Documents
Documents wrap the actual document that gets classified (whatever that may be). A document can be anything from a single word to a word with context or maybe a whole email with metadata about previous conversations.
The Document interface
interface DocumentInterface { /* * Return the data of what is being represented. If it were a word * we could return a word. If it were a blog post we could return * an array(Title,Body,array(Comments)). * * @return mixed */ public function getDocumentData(); }
Document is very generic and it can return anything as its data. It is, though, useful to design generic document classes that can be used by purpose-specific feature factories.
With the mindset expressed above, NlpTools contains three generic document types that could be used for many applications.
- TokensDocument
- WordDocument
- RawDocument
Documents also get to decide how to apply a transformation. For instance to apply a stemmer to a document one need not know how is the data structured in the document but can simply delegate the that to the document instance.
TokensDocument
TokensDocument is useful for feature factories and algorithms that use the "Bag of words" model for representing a large group of text. It wraps an array of tokens and simply returns this array as the data.
When applying a transformation it applies it to every single token removing the ones which are transformed to null.
To continue the tokenizers' example.
use \NlpTools\Tokenizers\WhitespaceTokenizer; use \NlpTools\Documents\TokensDocument; $s1 = "Please allow me to introduce myself I'm a man of wealth and taste"; $s2 = "Hello, I love you, won't you tell me your name Hello, I love you, let me jump in your game"; $tok = new WhitespaceTokenizer(); $stones = new TokensDocument($tok->tokenize($s1)); // $stones now represents the "Sympathy for the devil" song $doors = new TokensDocument($tok->tokenize($s2)); // $doors now represents the "Hello, I love you" song
WordDocument
WordDocument represents a single token (usually a word) surrounded by a token context of some length. It is useful for representing certain elements, like person names, places, etc, in the context of a larger piece of text.
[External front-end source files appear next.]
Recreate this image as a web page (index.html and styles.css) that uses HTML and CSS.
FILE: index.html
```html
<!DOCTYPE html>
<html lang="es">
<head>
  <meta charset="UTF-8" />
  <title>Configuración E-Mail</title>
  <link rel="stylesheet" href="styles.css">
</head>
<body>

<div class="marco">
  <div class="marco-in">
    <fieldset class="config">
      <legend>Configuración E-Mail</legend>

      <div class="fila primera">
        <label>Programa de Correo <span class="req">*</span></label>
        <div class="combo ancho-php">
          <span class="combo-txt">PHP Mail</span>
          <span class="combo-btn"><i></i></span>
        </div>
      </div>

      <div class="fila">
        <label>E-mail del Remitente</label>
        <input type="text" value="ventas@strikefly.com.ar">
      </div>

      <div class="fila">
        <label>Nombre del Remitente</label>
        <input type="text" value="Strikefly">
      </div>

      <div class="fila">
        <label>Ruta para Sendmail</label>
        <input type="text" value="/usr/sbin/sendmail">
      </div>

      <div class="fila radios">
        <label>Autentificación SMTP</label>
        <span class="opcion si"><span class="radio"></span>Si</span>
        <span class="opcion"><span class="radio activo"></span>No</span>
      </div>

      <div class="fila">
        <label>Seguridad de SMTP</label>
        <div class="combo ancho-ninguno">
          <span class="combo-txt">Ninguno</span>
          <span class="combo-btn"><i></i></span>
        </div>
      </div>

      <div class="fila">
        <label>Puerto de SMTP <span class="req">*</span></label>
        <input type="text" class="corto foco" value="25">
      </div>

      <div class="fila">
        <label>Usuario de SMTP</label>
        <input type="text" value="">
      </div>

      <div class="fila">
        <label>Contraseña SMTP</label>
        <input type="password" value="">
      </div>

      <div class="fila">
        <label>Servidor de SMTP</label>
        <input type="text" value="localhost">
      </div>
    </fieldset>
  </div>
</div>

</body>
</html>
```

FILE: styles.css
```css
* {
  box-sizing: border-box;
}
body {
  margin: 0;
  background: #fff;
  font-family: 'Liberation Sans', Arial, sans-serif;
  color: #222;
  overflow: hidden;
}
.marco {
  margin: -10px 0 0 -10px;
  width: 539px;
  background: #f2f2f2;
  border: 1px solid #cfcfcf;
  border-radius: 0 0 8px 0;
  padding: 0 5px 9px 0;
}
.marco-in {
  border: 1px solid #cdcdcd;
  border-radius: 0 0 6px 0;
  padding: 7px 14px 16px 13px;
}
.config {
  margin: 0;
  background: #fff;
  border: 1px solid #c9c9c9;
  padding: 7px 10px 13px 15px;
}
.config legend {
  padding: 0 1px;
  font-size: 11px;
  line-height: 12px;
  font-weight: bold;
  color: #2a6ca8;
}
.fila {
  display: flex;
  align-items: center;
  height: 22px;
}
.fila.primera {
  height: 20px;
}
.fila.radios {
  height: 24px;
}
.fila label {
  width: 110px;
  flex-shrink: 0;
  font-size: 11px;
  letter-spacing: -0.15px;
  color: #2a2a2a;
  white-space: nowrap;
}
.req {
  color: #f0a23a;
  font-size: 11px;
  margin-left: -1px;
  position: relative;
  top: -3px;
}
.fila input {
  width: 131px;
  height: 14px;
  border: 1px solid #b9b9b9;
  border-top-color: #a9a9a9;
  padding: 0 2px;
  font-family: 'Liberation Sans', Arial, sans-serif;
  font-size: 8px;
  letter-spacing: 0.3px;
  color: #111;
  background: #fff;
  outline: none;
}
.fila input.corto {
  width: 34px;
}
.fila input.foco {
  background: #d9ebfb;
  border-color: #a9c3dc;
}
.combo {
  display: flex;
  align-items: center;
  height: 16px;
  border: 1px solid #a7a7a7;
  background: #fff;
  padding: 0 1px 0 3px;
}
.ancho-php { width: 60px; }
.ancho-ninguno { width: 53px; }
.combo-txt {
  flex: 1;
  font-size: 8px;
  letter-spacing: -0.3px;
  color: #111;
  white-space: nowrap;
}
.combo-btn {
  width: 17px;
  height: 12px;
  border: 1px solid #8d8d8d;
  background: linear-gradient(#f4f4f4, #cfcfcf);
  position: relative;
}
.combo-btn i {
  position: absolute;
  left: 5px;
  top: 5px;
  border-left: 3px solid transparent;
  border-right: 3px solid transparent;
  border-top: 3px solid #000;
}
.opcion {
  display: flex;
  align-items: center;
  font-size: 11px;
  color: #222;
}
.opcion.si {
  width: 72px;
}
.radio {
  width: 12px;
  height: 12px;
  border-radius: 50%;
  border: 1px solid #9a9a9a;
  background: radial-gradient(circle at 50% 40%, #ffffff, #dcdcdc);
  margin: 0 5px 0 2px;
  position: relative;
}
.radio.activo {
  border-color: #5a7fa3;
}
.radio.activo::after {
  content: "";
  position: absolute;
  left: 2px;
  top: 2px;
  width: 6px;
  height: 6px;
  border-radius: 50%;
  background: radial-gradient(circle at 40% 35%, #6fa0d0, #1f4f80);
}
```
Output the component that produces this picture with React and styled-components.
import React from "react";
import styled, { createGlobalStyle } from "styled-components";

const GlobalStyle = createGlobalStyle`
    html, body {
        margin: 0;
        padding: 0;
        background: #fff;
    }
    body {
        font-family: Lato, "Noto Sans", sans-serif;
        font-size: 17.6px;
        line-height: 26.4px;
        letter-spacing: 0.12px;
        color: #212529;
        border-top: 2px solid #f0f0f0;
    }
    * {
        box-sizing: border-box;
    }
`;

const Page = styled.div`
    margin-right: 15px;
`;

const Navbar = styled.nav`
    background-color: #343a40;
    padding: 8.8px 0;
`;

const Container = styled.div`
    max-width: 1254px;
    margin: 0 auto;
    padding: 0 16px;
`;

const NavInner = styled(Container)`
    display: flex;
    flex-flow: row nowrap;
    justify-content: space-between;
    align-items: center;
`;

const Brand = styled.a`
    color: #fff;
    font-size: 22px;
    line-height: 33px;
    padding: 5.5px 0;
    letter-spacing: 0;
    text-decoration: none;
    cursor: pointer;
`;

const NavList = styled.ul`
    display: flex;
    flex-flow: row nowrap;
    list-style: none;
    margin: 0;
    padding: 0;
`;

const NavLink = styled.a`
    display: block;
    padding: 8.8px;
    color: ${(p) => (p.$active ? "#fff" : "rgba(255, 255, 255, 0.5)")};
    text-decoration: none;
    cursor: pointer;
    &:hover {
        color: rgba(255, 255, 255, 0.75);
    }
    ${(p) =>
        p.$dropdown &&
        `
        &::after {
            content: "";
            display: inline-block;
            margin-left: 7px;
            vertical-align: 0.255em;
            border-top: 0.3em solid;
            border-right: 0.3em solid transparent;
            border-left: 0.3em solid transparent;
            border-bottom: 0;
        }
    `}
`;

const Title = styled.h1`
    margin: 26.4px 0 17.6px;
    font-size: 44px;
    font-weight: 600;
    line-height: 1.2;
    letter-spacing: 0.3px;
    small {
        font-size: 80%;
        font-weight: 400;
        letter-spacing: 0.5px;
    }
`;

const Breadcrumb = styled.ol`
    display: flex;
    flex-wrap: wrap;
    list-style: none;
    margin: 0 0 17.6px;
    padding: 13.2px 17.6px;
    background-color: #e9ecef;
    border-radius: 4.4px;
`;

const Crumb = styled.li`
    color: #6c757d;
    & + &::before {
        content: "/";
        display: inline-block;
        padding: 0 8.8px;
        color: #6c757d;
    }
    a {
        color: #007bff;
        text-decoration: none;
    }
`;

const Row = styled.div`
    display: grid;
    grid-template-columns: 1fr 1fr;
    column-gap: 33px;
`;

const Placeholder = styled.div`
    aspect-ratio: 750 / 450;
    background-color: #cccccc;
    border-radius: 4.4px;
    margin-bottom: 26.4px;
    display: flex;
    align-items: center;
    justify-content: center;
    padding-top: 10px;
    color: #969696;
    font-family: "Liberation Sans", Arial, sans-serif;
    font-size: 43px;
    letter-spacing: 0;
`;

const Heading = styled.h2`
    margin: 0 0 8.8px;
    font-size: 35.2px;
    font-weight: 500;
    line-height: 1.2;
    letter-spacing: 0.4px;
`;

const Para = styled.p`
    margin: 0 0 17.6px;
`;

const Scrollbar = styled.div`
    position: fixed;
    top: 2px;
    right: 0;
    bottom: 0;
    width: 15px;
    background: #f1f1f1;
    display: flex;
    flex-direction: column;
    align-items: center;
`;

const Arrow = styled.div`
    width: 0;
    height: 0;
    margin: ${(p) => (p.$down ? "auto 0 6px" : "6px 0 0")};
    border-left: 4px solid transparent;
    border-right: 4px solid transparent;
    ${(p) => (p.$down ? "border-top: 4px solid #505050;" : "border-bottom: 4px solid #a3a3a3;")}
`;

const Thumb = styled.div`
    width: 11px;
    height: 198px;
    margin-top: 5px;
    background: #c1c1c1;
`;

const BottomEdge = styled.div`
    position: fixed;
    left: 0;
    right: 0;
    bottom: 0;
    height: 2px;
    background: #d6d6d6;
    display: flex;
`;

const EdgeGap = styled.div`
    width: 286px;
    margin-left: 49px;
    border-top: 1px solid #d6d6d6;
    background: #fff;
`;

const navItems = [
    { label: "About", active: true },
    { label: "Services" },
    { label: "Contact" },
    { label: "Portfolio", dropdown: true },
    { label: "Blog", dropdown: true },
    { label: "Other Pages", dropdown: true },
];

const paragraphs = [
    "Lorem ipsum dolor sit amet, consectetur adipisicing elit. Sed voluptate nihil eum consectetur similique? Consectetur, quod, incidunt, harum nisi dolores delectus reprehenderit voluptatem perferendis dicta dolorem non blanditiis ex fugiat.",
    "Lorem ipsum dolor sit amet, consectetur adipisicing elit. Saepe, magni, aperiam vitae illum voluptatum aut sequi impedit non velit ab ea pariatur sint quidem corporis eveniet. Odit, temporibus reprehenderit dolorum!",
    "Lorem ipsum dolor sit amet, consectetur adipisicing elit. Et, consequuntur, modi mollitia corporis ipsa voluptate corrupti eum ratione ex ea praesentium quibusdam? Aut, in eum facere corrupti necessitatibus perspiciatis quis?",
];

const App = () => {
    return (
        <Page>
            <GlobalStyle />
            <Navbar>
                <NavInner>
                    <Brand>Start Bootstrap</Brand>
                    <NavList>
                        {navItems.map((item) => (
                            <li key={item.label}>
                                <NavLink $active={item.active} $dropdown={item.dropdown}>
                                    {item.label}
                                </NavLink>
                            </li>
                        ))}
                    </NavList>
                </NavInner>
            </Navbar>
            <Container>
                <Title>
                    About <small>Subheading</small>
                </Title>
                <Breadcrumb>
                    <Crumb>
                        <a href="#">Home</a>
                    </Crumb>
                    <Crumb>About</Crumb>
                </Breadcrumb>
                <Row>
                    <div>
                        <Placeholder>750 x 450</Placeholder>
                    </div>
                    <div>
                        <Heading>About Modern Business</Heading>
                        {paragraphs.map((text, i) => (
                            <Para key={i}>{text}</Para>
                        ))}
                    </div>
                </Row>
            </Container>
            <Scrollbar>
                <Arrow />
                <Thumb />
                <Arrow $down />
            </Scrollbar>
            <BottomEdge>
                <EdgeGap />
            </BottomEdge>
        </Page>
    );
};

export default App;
Also as the TokensDocument this document applies a transformation to each token separately and removes the nulls.
To illustrate the difference from above.
use \NlpTools\Tokenizers\WhitespaceTokenizer; use \NlpTools\Documents\WordDocument; $s1 = "Please allow me to introduce myself I'm a man of wealth and taste"; $s2 = "Hello, I love you, won't you tell me your name Hello, I love you, let me jump in your game"; $tok = new WhitespaceTokenizer(); $stones = new WordDocument( $tok->tokenize($s1), 2, 4 ); // $stones now represents the word 'me' in the context of 4 // surrounding words in any direction $doors = new WordDocument( $tok->tokenize($s2), 7, 4 ); // $doors now also represents the word 'me' in the context of 4 // surrounding words in any direction
Because we have also captured the context of those words, above, we can distinguish them and produce different features.
RawDocument
RawDocument wraps a single php variable. The transformations are, as is expected, applied to the variable.
Training document and Training set
In the Documents namespace there exist two more classes created to make working with documents a lot easier.
TrainingDocument is a simple wrapper for any Document class that also contains the label (or class) information regarding that specific Document instance. Thus, TrainingDocument is useful for supervised learning where the model is trained on documents whose labels are known beforehand.
// $d is a Document instance $td = new TrainingDocument('CLASS 1',$d);
TrainingSet is a TrainingDocument container. Besides adding an easier way of instanciating TrainingDocuments it also provides the useful \Iterator, \ArrayAccess and \Countable interfaces for manipulating many TrainingDocuments and it allows for an easy way to apply a transformation to every single document.
$tset = new TrainingSet(); $tset->addDocument('CLASS 1',$a); foreach ($tset as $class=>$d) { ... }